Case Study-Central Park Towers
Abstract
This case study focused on the Park Central Towers located in Downtown San Diego. The building contains 38 units and is home to approximately 75 residents. The building was originally constructed in 1971, which is a major factor to consider when performing the roof analysis previously mentioned. The rooftop space is about 500 m2. However, after taking into consideration obstructions such as fans, the total usable roof area is 275m2, this is not enough area to provide energy to the entire building therefore the analysis was focused on covering the Homeowner Association’s energy use.

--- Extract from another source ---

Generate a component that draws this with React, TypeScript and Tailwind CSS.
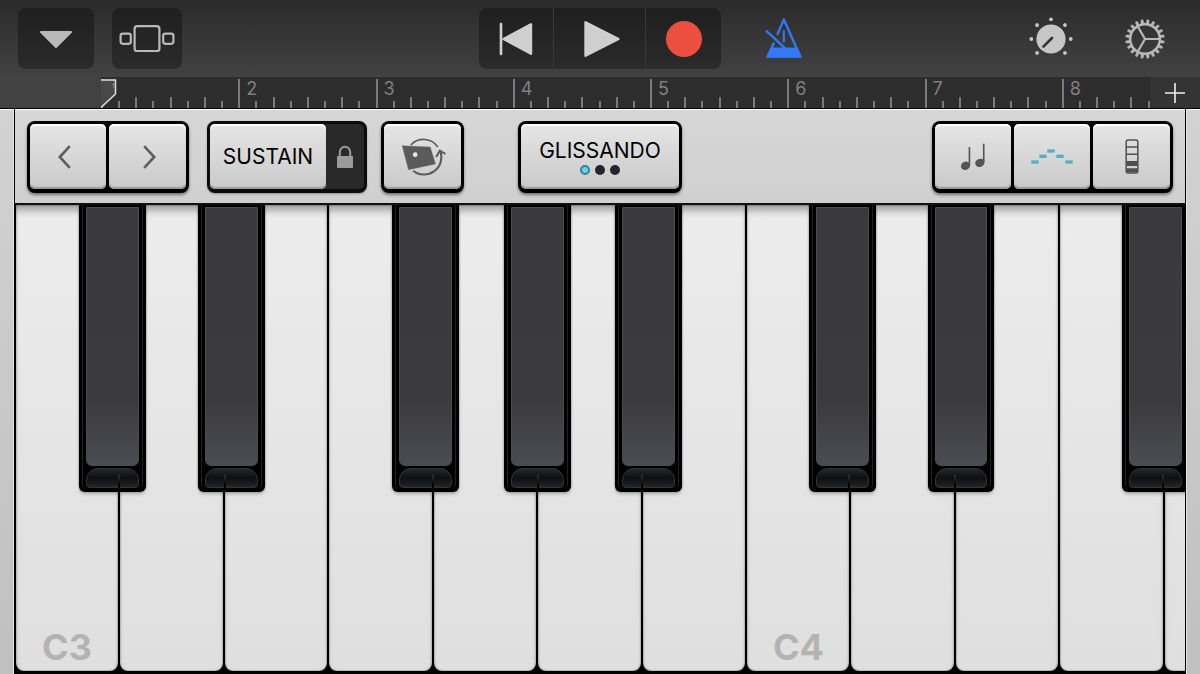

There were two analysis performed in order to assess the feasibility of installing a solar array: the structural analysis and the cost analysis. The structural analysis performed used the method of joint analysis, in order to determine the structure’s capacity and to withstand loads, and tilt angle analysis, in order to ensure the system’s capacity to withstand drag forces and changes in efficiency with respect to variance from the optimum tilt angle. The cost analysis used data collected from the National Solar Radiation Database and run through a MATLAB script giving the system’s potential energy output. Next, the system output was subtracted from the energy the HOA was using to determine the new electric bill and the revenue from selling the surplus energy. The saving on the electricity bill plus the revenue was taken to be the profits from the system and put into a Net Present Value Model to determine how long it will take to break even on the initial system installation. This method was re-run two additional times, once under the Virtual Net Metering and again under the new TOU Plus rates, to determine which model would be most profitable.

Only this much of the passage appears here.